BREKKIN: Moat Stand-off Joke Situation

The situation is developing as we type wi jokes comin in ti Sickipedia bi the meenit.

Here are the latest developments:

Im here to inform you of tonights events and update you on what the police believe is happening...
The police believe they have Moat surrounded..There has been food and drink handed over..Celebrities have also shown their faces..

Well all i can say is the local tramp is getting a right 'Fine Dine' and cant believe his luck when i gave him my Orange T-Shirt..
I also gave him my gun but he has no idea how to use it so the police defineatley wont shoot back..
Happy To Inform
Love Raoul x

What's Gazza's doing there? He's not got a great record in shoot outs.

I think Raoul mMat only stole the tomato to put on the kebab that gazza surely got for him.

I bet no-one will complain if Northumbria Police claim expenses for Raoul Moat cleaning.

Police vs Raoul Moat: has anyone consulted Paul the octopus??

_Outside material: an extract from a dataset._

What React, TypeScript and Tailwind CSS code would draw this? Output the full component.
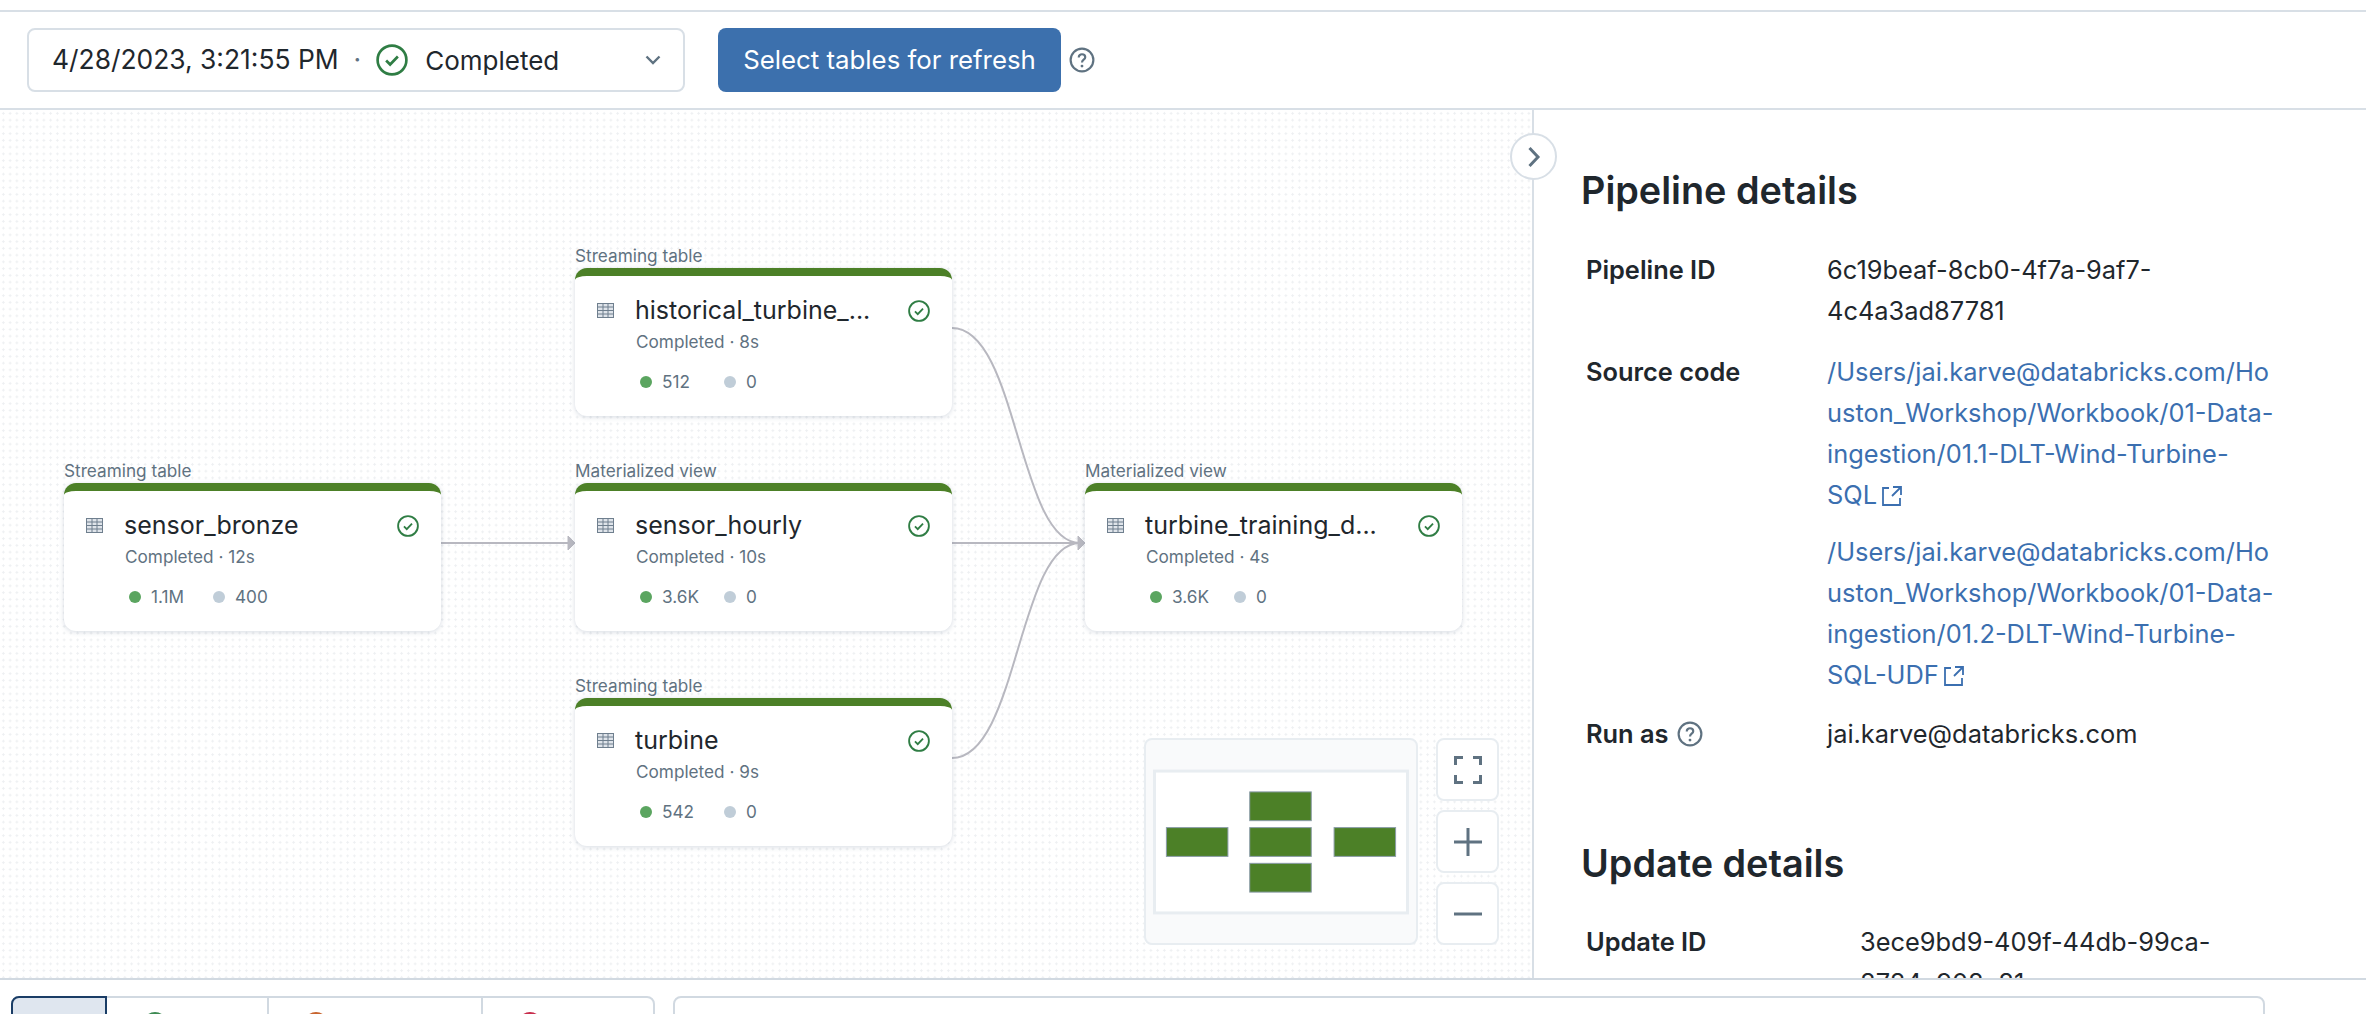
import { FC } from "react";

const CheckCircle: FC<{ className: string }> = ({ className }) => (
    <svg viewBox="0 0 24 24" fill="none" className={className}>
        <circle cx="12" cy="12" r="10.8" stroke="#2f7d44" strokeWidth="2" />
        <path d="M7.6 12.4l3 3 5.8-6" stroke="#2f7d44" strokeWidth="2" />
    </svg>
);

const HelpIcon: FC<{ className: string }> = ({ className }) => (
    <svg viewBox="0 0 24 24" fill="none" className={className}>
        <circle cx="12" cy="12" r="10.5" stroke="#5f7281" strokeWidth="2" />
        <path
            d="M9 9.6c0-1.8 1.3-2.9 3-2.9s3 1.1 3 2.7c0 2.4-3 2.3-3 4.8"
            stroke="#5f7281"
            strokeWidth="2"
        />
        <circle cx="12" cy="17.6" r="1.3" fill="#5f7281" />
    </svg>
);

const TableIcon = () => (
    <svg viewBox="0 0 17 15" fill="none" className="h-[15px] w-[17px]">
        <rect x="0.5" y="0.5" width="16" height="14" fill="#dfe4ea" stroke="#6f7f8e" />
        <path d="M6 0v15M11 0v15M0 4h17M0 7.5h17M0 11h17" stroke="#6f7f8e" />
    </svg>
);

const ExternalIcon = () => (
    <svg viewBox="0 0 22 22" fill="none" className="ml-1 inline-block h-[22px] w-[22px] align-[-3px]">
        <path
            d="M8 3H2v17h17v-7M12 2h8v8M20 2l-9 9"
            stroke="#3b6fb0"
            strokeWidth="1.8"
        />
    </svg>
);

interface NodeProps {
    kind: string;
    title: string;
    time: string;
    rows: string;
    errors: string;
    left: string;
    top: string;
}

const GraphNode: FC<NodeProps> = ({ kind, title, time, rows, errors, left, top }) => (
    <div className={`absolute w-[377px] ${left} ${top}`}>
        <div className="absolute top-[-22px] left-0 text-[17.2px] leading-5 text-[#5f7281]">
            {kind}
        </div>
        <div className="h-[148px] rounded-xl border-t-[8px] border-[#4c8027] bg-white shadow-[0_1px_5px_rgba(90,110,140,0.25)]">
            <div className="flex items-start pt-[18px] pr-[22px] pl-[22px]">
                <div className="mt-[9px] w-[38px] shrink-0">
                    <TableIcon />
                </div>
                <div className="min-w-0 flex-1 whitespace-nowrap text-[25px] leading-8 text-[#1f272d]">
                    {title}
                </div>
                <CheckCircle className="mt-[6px] h-[22px] w-[22px] shrink-0" />
            </div>
            <div className="mt-[6px] pl-[61px] text-[17.2px] leading-5 text-[#5f7281]">
                Completed · {time}
            </div>
            <div className="mt-5 flex items-center pl-[65px] text-[17.2px] leading-5 text-[#5f7281]">
                <span className="h-3 w-3 rounded-full bg-[#5ba560]" />
                <span className="ml-[10px] w-[62px]">{rows}</span>
                <span className="h-3 w-3 rounded-full bg-[#c0cdd8]" />
                <span className="ml-[10px]">{errors}</span>
            </div>
        </div>
    </div>
);

const Edges = () => (
    <svg width="1532" height="868" fill="none" className="absolute top-0 left-0">
        <g stroke="#b8b8c0" strokeWidth="2">
            <path d="M440 433H570" />
            <path d="M952 218C1018 218 1018 433 1080 433" />
            <path d="M952 433H1080" />
            <path d="M952 648C1018 648 1018 433 1080 433" />
        </g>
        <path d="M568 426l7 7-7 7zM1078 426l7 7-7 7z" fill="#b8b8c0" stroke="#b8b8c0" />
    </svg>
);

const MiniMap = () => (
    <div className="absolute top-[628px] left-[1144px] flex gap-[18px]">
        <div className="flex h-[207px] w-[274px] items-center rounded-lg border-2 border-[#e8edf1] bg-[#f9fafb] px-[7px]">
            <svg viewBox="0 0 258 146" className="h-[146px] w-[258px]">
                <rect x="1.5" y="1.5" width="255" height="143" fill="#fff" stroke="#e8edf1" strokeWidth="3" />
                <g fill="#4c8027" stroke="#8a9ba8">
                    <rect x="13.5" y="58.5" width="62" height="29" />
                    <rect x="97.5" y="22.5" width="62" height="29" />
                    <rect x="97.5" y="58.5" width="62" height="29" />
                    <rect x="97.5" y="94.5" width="62" height="29" />
                    <rect x="182.5" y="58.5" width="62" height="29" />
                </g>
            </svg>
        </div>
        <div className="flex flex-col gap-[9px]">
            <button className="flex h-[63px] w-[63px] items-center justify-center rounded-lg border-2 border-[#e8edf1] bg-white">
                <svg viewBox="0 0 28 28" fill="none" className="h-7 w-7">
                    <path
                        d="M1.5 9V1.5H9M19 1.5h7.5V9M26.5 19v7.5H19M9 26.5H1.5V19"
                        stroke="#5f7281"
                        strokeWidth="3"
                    />
                </svg>
            </button>
            <button className="flex h-[63px] w-[63px] items-center justify-center rounded-lg border-2 border-[#e8edf1] bg-white">
                <svg viewBox="0 0 28 28" fill="none" className="h-7 w-7">
                    <path d="M14 0v28M0 14h28" stroke="#5f7281" strokeWidth="3" />
                </svg>
            </button>
            <button className="flex h-[63px] w-[63px] items-center justify-center rounded-lg border-2 border-[#e8edf1] bg-white">
                <svg viewBox="0 0 28 28" fill="none" className="h-7 w-7">
                    <path d="M0 14h28" stroke="#5f7281" strokeWidth="3" />
                </svg>
            </button>
        </div>
    </div>
);

const Canvas = () => (
    <div className="relative h-full w-[1532px] shrink-0 overflow-hidden bg-white bg-[radial-gradient(#eef0f2_1px,transparent_1.2px)] bg-[size:6.75px_6.75px]">
        <Edges />
        <GraphNode
            kind="Streaming table"
            title="sensor_bronze"
            time="12s"
            rows="1.1M"
            errors="400"
            left="left-[64px]"
            top="top-[373px]"
        />
        <GraphNode
            kind="Streaming table"
            title="historical_turbine_..."
            time="8s"
            rows="512"
            errors="0"
            left="left-[575px]"
            top="top-[158px]"
        />
        <GraphNode
            kind="Materialized view"
            title="sensor_hourly"
            time="10s"
            rows="3.6K"
            errors="0"
            left="left-[575px]"
            top="top-[373px]"
        />
        <GraphNode
            kind="Streaming table"
            title="turbine"
            time="9s"
            rows="542"
            errors="0"
            left="left-[575px]"
            top="top-[588px]"
        />
        <GraphNode
            kind="Materialized view"
            title="turbine_training_d..."
            time="4s"
            rows="3.6K"
            errors="0"
            left="left-[1085px]"
            top="top-[373px]"
        />
        <MiniMap />
    </div>
);

const DetailsPanel = () => (
    <div className="relative min-w-0 flex-1 border-l-2 border-[#d8dfe6] bg-white">
        <div className="h-full overflow-hidden pt-[58px] pl-[47px] text-[25.4px] leading-[41px] text-[#1f272d]">
            <h2 className="text-[37.8px] leading-[44px] font-semibold">Pipeline details</h2>
            <div className="mt-[37px] grid grid-cols-[241px_460px] pl-[5px]">
                <div className="font-semibold">Pipeline ID</div>
                <div>6c19beaf-8cb0-4f7a-9af7-<br />4c4a3ad87781</div>
                <div className="mt-[20px] font-semibold">Source code</div>
                <div className="mt-[20px] text-[#3b6fb0]">
                    /Users/jai.karve@databricks.com/Ho<br />
                    uston_Workshop/Workbook/01-Data-<br />
                    ingestion/01.1-DLT-Wind-Turbine-<br />
                    SQL<ExternalIcon />
                    <div className="mt-4">
                        /Users/jai.karve@databricks.com/Ho<br />
                        uston_Workshop/Workbook/01-Data-<br />
                        ingestion/01.2-DLT-Wind-Turbine-<br />
                        SQL-UDF<ExternalIcon />
                    </div>
                </div>
                <div className="mt-[18px] flex items-center font-semibold">
                    Run as
                    <HelpIcon className="ml-2 h-[26px] w-[26px]" />
                </div>
                <div className="mt-[18px]">jai.karve@databricks.com</div>
            </div>
            <h2 className="mt-[87px] text-[37.8px] leading-[44px] font-semibold">Update details</h2>
            <div className="mt-[36px] grid grid-cols-[274px_420px] pl-[5px]">
                <div className="font-semibold">Update ID</div>
                <div>3ece9bd9-409f-44db-99ca-<br />8784c908c81e</div>
            </div>
        </div>
        <button className="absolute top-[23px] left-[-24px] flex h-[47px] w-[47px] items-center justify-center rounded-full border-2 border-[#d8dfe6] bg-white">
            <svg viewBox="0 0 14 22" fill="none" className="h-[22px] w-[14px]">
                <path d="M2.5 2l8.5 9-8.5 9" stroke="#5f7281" strokeWidth="3" />
            </svg>
        </button>
    </div>
);

const Dot: FC<{ color: string }> = ({ color }) => (
    <span className={`block h-6 w-6 rounded-full ${color}`} />
);

const BottomBar = () => (
    <div className="flex h-[36px] shrink-0 items-start gap-[18px] overflow-hidden border-t-2 border-[#d1d9e1] bg-white pt-4 pl-[11px]">
        <div className="flex h-[60px] w-[644px] rounded-t-lg border-2 border-[#d1d9e1]">
            <div className="-mt-0.5 -ml-0.5 h-[60px] w-[96px] rounded-tl-lg border-2 border-[#1a3d66] bg-[#dfe6ef]" />
            <div className="w-[160px] pt-[14px] pl-9">
                <Dot color="bg-[#3d8a52]" />
            </div>
            <div className="w-[214px] border-l-2 border-[#d1d9e1] pt-[14px] pl-[35px]">
                <Dot color="bg-[#c8642e]" />
            </div>
            <div className="flex-1 border-l-2 border-[#d1d9e1] pt-[14px] pl-[35px]">
                <Dot color="bg-[#c82d4c]" />
            </div>
        </div>
        <div className="h-[60px] w-[1592px] rounded-t-lg border-2 border-[#d1d9e1]" />
    </div>
);

const App = () => (
    <div className="flex h-[1014px] w-[2366px] flex-col overflow-hidden bg-white [font-family:Inter,sans-serif]">
        <div className="mt-[10px] flex h-[100px] shrink-0 items-start border-y-2 border-[#d8dfe6] pt-4 pl-[27px]">
            <div className="flex h-[64px] w-[658px] items-center rounded-lg border-2 border-[#d8dfe6] pr-[22px] pl-[23px] text-[26.4px] text-[#1f272d]">
                <span>4/28/2023, 3:21:55 PM</span>
                <span className="ml-[15px] text-[#5f7281]">·</span>
                <CheckCircle className="ml-[15px] h-8 w-8" />
                <span className="ml-[17px] text-[26px]">Completed</span>
                <svg viewBox="0 0 16 10" fill="none" className="ml-auto h-[10px] w-4">
                    <path d="M1.5 1.5L8 8l6.5-6.5" stroke="#5f7281" strokeWidth="2.4" />
                </svg>
            </div>
            <button className="ml-[33px] h-[64px] w-[343px] rounded-lg bg-[#3c70ad] text-[25.8px] text-white">
                Select tables for refresh
            </button>
            <HelpIcon className="mt-[19px] ml-[8px] h-[26px] w-[26px]" />
        </div>
        <div className="flex min-h-0 flex-1">
            <Canvas />
            <DetailsPanel />
        </div>
        <BottomBar />
    </div>
);

export default App;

Apparently all the fish shops have been closed in the north of England since the
recent armed robbery. So there'll be no more fishy on a little dishy till the moat comes
in !


etc.

9 comments:

Lorne said...
This comment has been removed by the author.
Lorne said...

Am delightit the missin Raul Moat saga his came tae an end, it wis under the couch. 6 days manually chinging the tele wis the pits.

Ealier joke...

Whits the difference between Raul Moat and Ashley Cole:
Yin's still stuck in a Geordie bush.

Anonymous said...

well as someone who was caught up in the cumbria shootings, knew 6 of the dead had five laying either dead or injured behind my home, two good friends for over 30 years, my mate ken left his home, few doors away from mine, a few steps later dead with half his face missing, bodies lay there for over 12 hours, uncovered for hours, i saw my friend dead, had another round the corner so, moat killing people and the press and police all over the place isnt a laughing matter, if youd been here youd know what i mean, so i think its sick and imature to make fun, you imagine finding out your loved one was shot and killed for no reason, other than wrong place wrong time,

Jimmy Kidd's Tache said...

haw! It's easy ti furget there are real human beings involved whin we live in a media centric society thit thrives oan sensationalism. Nay harm meant. haw!

Freedom of Speech said...

A better idea Anonymous - switch aff yir telly & interent connection.

King Smill said...

Haw, Anonymous, wis it you wha telt him tae shoot doon the toon for a loaf ay breed?

Humour Les said...

Yeah - shame on you BOOBs for jumping on the Cumbria bandwagon.

Still - it's a safer mode of transport than a Cumbria taxi.